Finalmente, indica que «no es tarea de la Iglesia el que ella misma haga valer políticamente su doctrina» (28 a 4). Más aún, que «la sociedad justa no puede ser obra de la Iglesia, sino de la política» (28 a 5). La Iglesia, añade, «es una de estas (soy yo quien subraya) fuerzas vivas que unen la espontaneidad con la cercanía a los hombres necesitados de auxilio» (28 b).
He ahí una muestra de elementos que muchos no esperaban de este Papa, que ofrecen un estilo nuevo de pronunciarse en el Magisterio, y que dan prueba del sentido crítico, así como de la calidad intelectual y humana de Benedicto XVI.
Martín Gelabert Ballester en https://dialnet.unirioja.es/
Notas:
1 BENEDICTO XVI, Deus caritas est. En adelante, cuando dentro de mi texto aparezca un paréntesis con un número, se trata de una referencia al número de esta encíclica.
2 Cfr. M. GELABERT: Vivir en el amor. San Pablo, Madrid 2005, 11-15, en donde me refiero con cierta amplitud al mito de los andróginos y al relato bíblico del Génesis sobre la creación del ser humano.
3 Suma de Teología, I, 93, 4, ad 1.
4 Cfr. JUAN PABLO II, Redemptor Hominis, 10
5 JUAN DE LA CRUZ pone en boca de la Esposa unas palabras que también podría decir el Esposo: «ya no guardo ganado,/ni ya tengo otro oficio,/que ya sólo en amar es mi ejercicio» (Cántico espiritual, estrofa 28).

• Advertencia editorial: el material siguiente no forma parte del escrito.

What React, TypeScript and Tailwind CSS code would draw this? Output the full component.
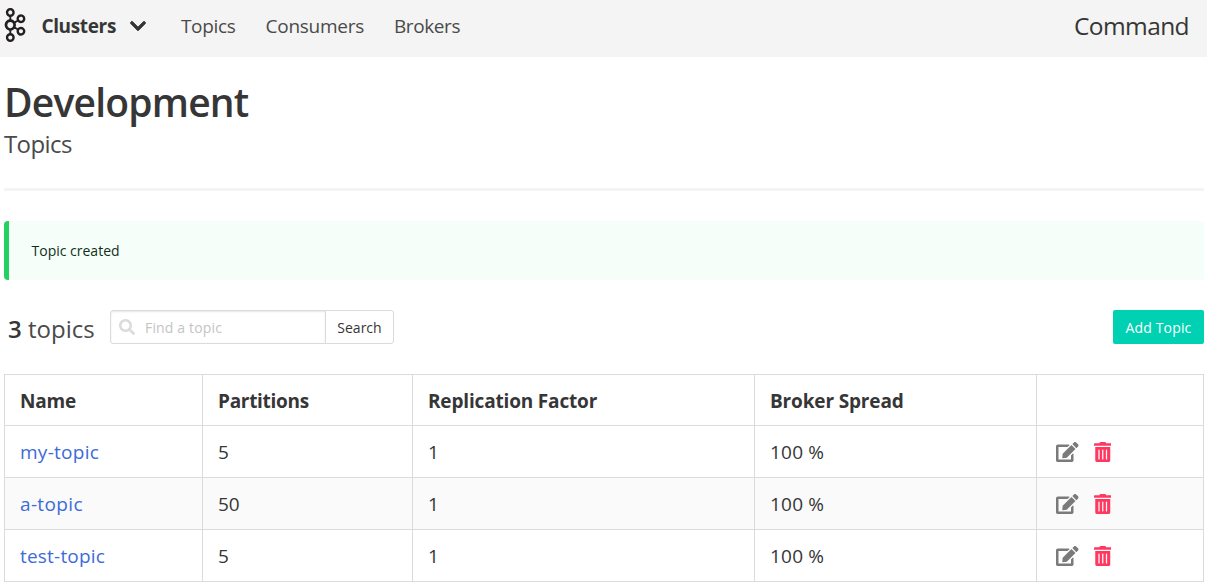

6 Para el Pseudo Dionisio «eros es un término más digno de Dios que agapé» (De divinis nominibus IV, 12). Para este autor la palabra eros expresaría la intimidad y el ardor del amor. La palabra agapé sería apropiada para designar el amor al prójimo; mientras que el eros tendría la ventaja de expresar con más fuerza las prerrogativas del amor divino. Cfr. mi libro Para encontrar a Dios. Vida teologal, San Esteban-Edibesa, Salamanca-Madrid, 2002, 210-211. Allí hago notar, dando las referencias adecuadas, que la fórmula del Pseudo Dionisio es asumida por Tomás de Aquino.
7 Al respecto, M. GELABERT, «La misericordia se siente superior al juicio», en Teología Espiritual, 2000, 280.